Teenagers are more likely to overshare on social media, use the same password everywhere, and be targeted by account takeover attempts on gaming platforms. The conversation there is about why using the same password on their gaming account as their email is a bad idea — practically, not in general.
Tailor the conversation to the person’s actual risk. Generic security advice sounds generic. “Here’s why this specifically matters for someone in your situation” sounds relevant.
Create a moment, not a policy
Security conversations that lead to action usually happen in a moment — someone just got a suspicious email, you’re setting up a new phone together, a news story about a breach comes up. Use those moments. “Since we’re setting up your new phone anyway, want me to put a password manager on it?” is more effective than scheduling a security review.
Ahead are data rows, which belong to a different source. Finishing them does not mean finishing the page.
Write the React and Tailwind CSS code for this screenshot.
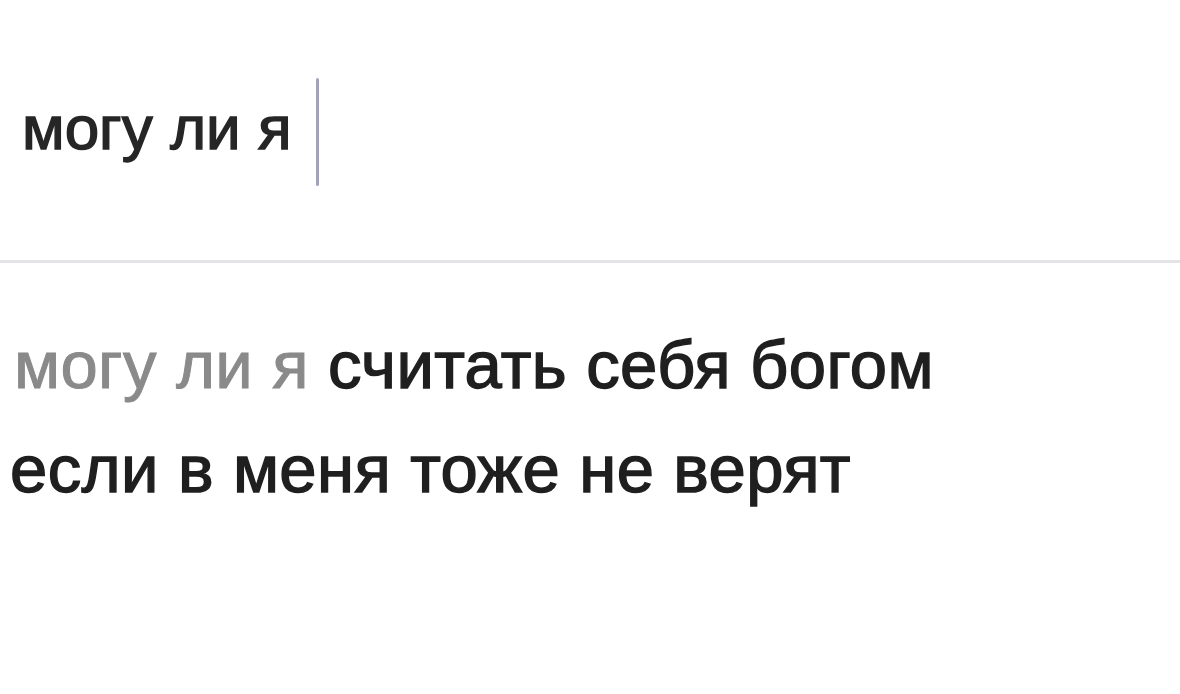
export default function App() {
  return (
    <div className="w-[1180px] h-[694px] bg-white overflow-hidden" style={{ fontFamily: '"Liberation Sans", Arial, sans-serif' }}>
      {/* search field */}
      <div className="h-[260px] flex items-start pl-[22px] pt-[78px]">
        <span className="text-[62px] leading-[72px] text-[#262626] mt-[14px] [-webkit-text-stroke:1.4px_#262626]">могу ли я</span>
        <span className="ml-[24px] w-[3px] h-[108px] bg-[#a3a3b8] rounded-full" />
      </div>
      {/* divider */}
      <div className="h-[3px] bg-[#e4e4e8]" />
      {/* suggestion */}
      <div className="pt-[49px] pl-[10px] text-[67px] leading-[106px] tracking-[0.4px] text-[#1f1f1f] [-webkit-text-stroke:1.4px_#1f1f1f]">
        <div className="pl-[4px]">
          <span className="text-[#8a8a8a] [-webkit-text-stroke:1px_#8a8a8a]">могу ли я</span> считать себя богом
        </div>
        <div className="-mt-[2px]">если в меня тоже не верят</div>
      </div>
    </div>
  );
}
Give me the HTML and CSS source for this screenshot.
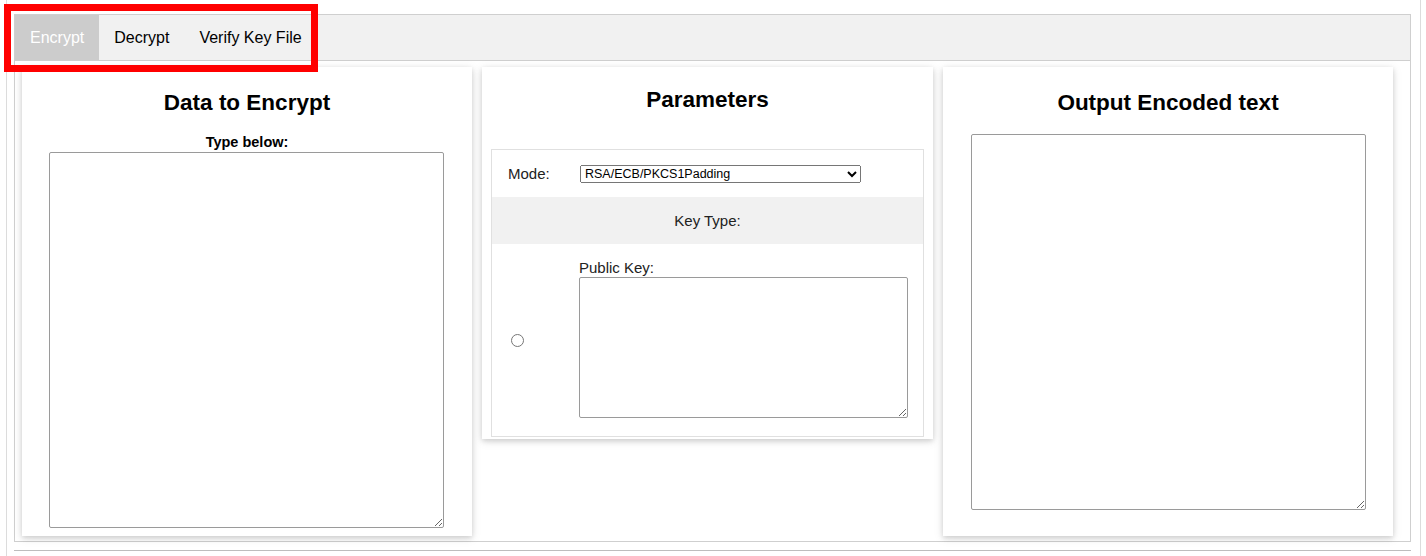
FILE: index.html
```html
<!DOCTYPE html>
<html>
<head>
<meta charset="utf-8">
<title>RSA Encrypt</title>
<link rel="stylesheet" href="styles.css">
</head>
<body>
<div class="page">
  <div class="tabs">
    <button class="tab active">Encrypt</button>
    <button class="tab">Decrypt</button>
    <button class="tab">Verify Key File</button>
  </div>
  <div class="panel">
    <div class="card card-input">
      <h2 class="card-title">Data to Encrypt</h2>
      <label class="field-label">Type below:</label>
      <textarea class="box box-input"></textarea>
    </div>
    <div class="card card-params">
      <h2 class="card-title">Parameters</h2>
      <div class="params">
        <div class="prow prow-mode">
          <span class="mode-label">Mode:</span>
          <select class="mode-select">
            <option>RSA/ECB/PKCS1Padding</option>
            <option>RSA/ECB/OAEPWithSHA-1AndMGF1Padding</option>
          </select>
        </div>
        <div class="prow prow-key">Key Type:</div>
        <div class="prow prow-pub">
          <div class="radio-col"><input type="radio" class="radio" name="kt"></div>
          <div class="pub-col">
            <label class="pub-label">Public Key:</label>
            <textarea class="box box-key"></textarea>
          </div>
        </div>
      </div>
    </div>
    <div class="card card-output">
      <h2 class="card-title">Output Encoded text</h2>
      <textarea class="box box-output"></textarea>
    </div>
  </div>
  <div class="footer-line"></div>
</div>
<div class="highlight"></div>
</body>
</html>
```

FILE: styles.css
```css
* { box-sizing: border-box; }

html, body {
  margin: 0;
  padding: 0;
  background: #fff;
  font-family: "Liberation Sans", Arial, sans-serif;
  color: #000;
}

.page {
  margin: 0 5px 0 6px;
  min-height: 100vh;
  border-left: 1px solid #dcdcdc;
  border-right: 1px solid #dcdcdc;
  padding: 14px 9px 0 7px;
}

.tabs {
  display: flex;
  height: 47px;
  background: #f1f1f1;
  border: 1px solid #cfcfcf;
}

.tab {
  height: 45px;
  padding: 0 15px;
  border: none;
  background: transparent;
  font-family: "Liberation Sans", Arial, sans-serif;
  font-size: 16px;
  color: #000;
  cursor: pointer;
}

.tab.active {
  background: #cccccc;
  color: #fff;
}

.panel {
  border: 1px solid #cfcfcf;
  border-top: none;
  padding: 6px 0 5px 7px;
  display: grid;
  grid-template-columns: 450px 451px 450px;
  column-gap: 10px;
  align-items: start;
}

.card {
  background: #fff;
  box-shadow: 0 2px 5px 0 rgba(0,0,0,0.14), 0 2px 10px 0 rgba(0,0,0,0.10);
  display: flex;
  flex-direction: column;
  align-items: center;
}

.card-title {
  margin: 0;
  font-size: 22.5px;
  line-height: 26px;
  font-weight: bold;
  text-align: center;
}

.card-input { padding: 23px 0 8px; }
.card-output { padding: 23px 0 26px; }
.card-params { padding: 20px 9px 2px; align-items: stretch; }

.field-label {
  display: block;
  margin-top: 17px;
  font-size: 14.5px;
  line-height: 19px;
  font-weight: bold;
}

.box {
  display: block;
  border: 1px solid #9a9a9a;
  border-radius: 2px;
  background: #fff;
  font-family: "Liberation Sans", Arial, sans-serif;
  font-size: 13px;
  margin: 0;
}

.box-input { width: 395px; height: 376px; align-self: flex-start; margin-left: 27px; }
.box-output { width: 395px; height: 376px; margin-top: 18px; }

.params {
  margin-top: 36px;
  border: 1px solid #e0e0e0;
  font-size: 15px;
  color: #222;
}

.prow {
  display: flex;
  align-items: center;
  height: 47px;
}

.prow-mode { padding-left: 16px; }

.mode-label {
  width: 72px;
  line-height: 17px;
}

.mode-select {
  width: 281px;
  height: 18px;
  font-family: "Liberation Sans", Arial, sans-serif;
  font-size: 12.5px;
  color: #000;
  margin: 0;
}

.prow-key {
  background: #f1f1f1;
  justify-content: center;
}

.prow-pub {
  height: 192px;
  align-items: stretch;
}

.radio-col {
  width: 87px;
  display: flex;
  align-items: center;
  padding-left: 19px;
}

.radio {
  margin: 0;
  width: 13px;
  height: 13px;
}

.pub-col {
  padding-top: 15px;
}

.pub-label {
  display: block;
  line-height: 17px;
}

.box-key { width: 329px; height: 141px; margin-top: 1px; }

.footer-line {
  margin-top: 8px;
  border-top: 1px solid #bdbdbd;
}

.highlight {
  position: absolute;
  left: 4px;
  top: 4px;
  width: 314px;
  height: 68px;
  border: 7px solid #ff0000;
  pointer-events: none;
}
```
Keep setup simple. The more steps involved, the less likely it sticks. Install Bitwarden, set a master password, save one or two accounts in it. That’s enough for a first session. Don’t try to migrate every password in one sitting.
Make yourself available for follow-up
The most important thing you can do after an initial conversation is make it easy to follow up. “If you get a weird email or something seems off, send it to me before you click anything.” This keeps the conversation going and catches real threats before they become problems. Most people who fall for phishing or tech support scams do so because they didn’t have someone to ask.
The bottom line
One change, done together, with a specific story of why it matters, timed to a natural moment. That’s the formula that actually works. You can’t transfer all your security knowledge to a family member in one conversation. But you can help one specific person avoid one specific type of harm — and that’s worth doing.